Negative Balance Challenge#
One or more legal payments can make the balance on the agent's underlying address too small or equivalently make the free underlying balance negative. This situation can happen because gas fees might be unknown when redemptions are approved.
This situation would normally be detected after all payments are reported, but in this way it can be caught as soon as the payments are finalized on the underlying chain:
- The challenger detects one or more legal payments from the same agent's underlying address and the total outgoing amount exceeds the sum of all redemption values plus the total free balance. The challenger obtains proofs for all of them using the State Connector.
- The challenger presents all the proofs to the FAssets system, which checks that the transactions are from the agent's underlying address, that they have not been confirmed yet, and that their total really makes the free balance negative. Then, it triggers reward payment and full liquidation.

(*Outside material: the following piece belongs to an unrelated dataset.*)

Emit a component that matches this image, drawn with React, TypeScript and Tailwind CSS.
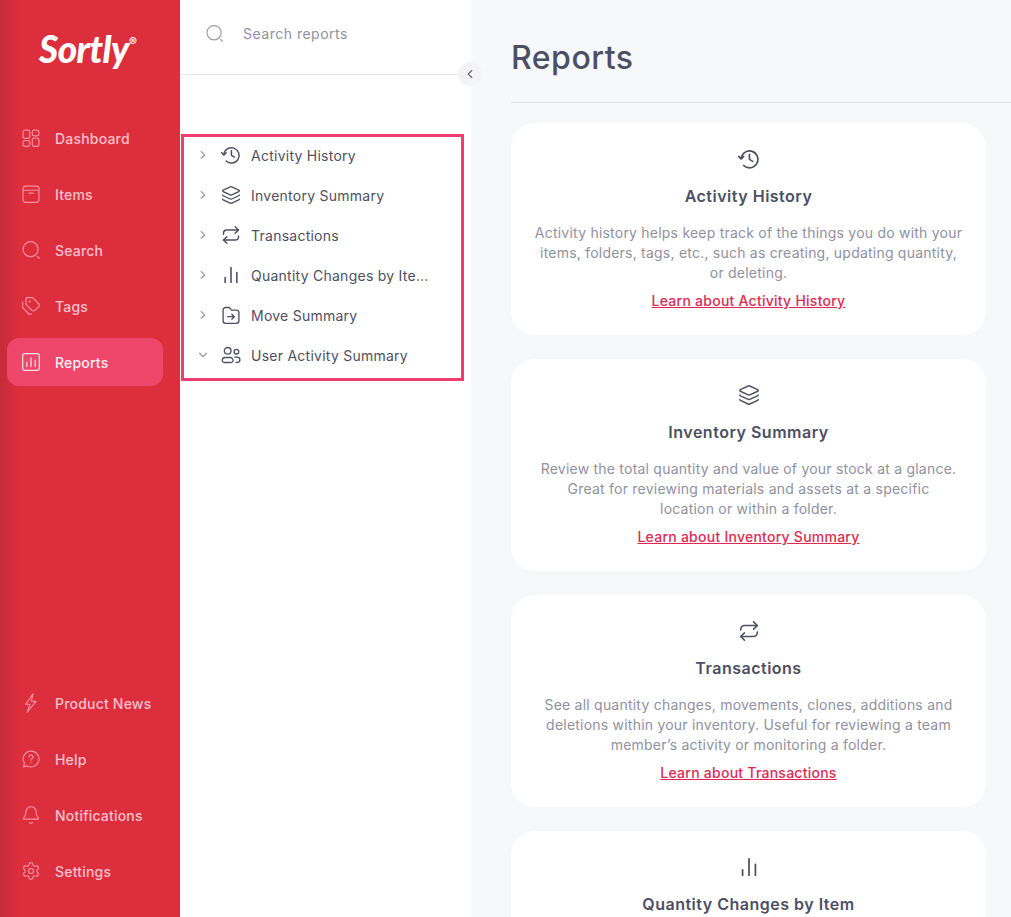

Time Lock for Withdrawing Collateral#
The agent's collateral backs minted FAssets but also pays challenge fees and possibly illegal payment penalties. Because finalization on some underlying chains takes a long time, challenges can sometimes be proved to be valid only after an agent's position is already closed and enough collateral to pay them is not available.
For this reason, collateral withdrawals are locked for a certain amount of time before they become effective. The amount of time varies depending on the underlying chain and the time frame required for achieving finality on that chain.
For agents, any collateral withdrawals must be announced, and then the amount is locked for some time before it can be withdrawn. The locked collateral is also ineligible for minting.
Agents must announce the closing of their vaults. They become unusable until the lock expires, and then they can be closed.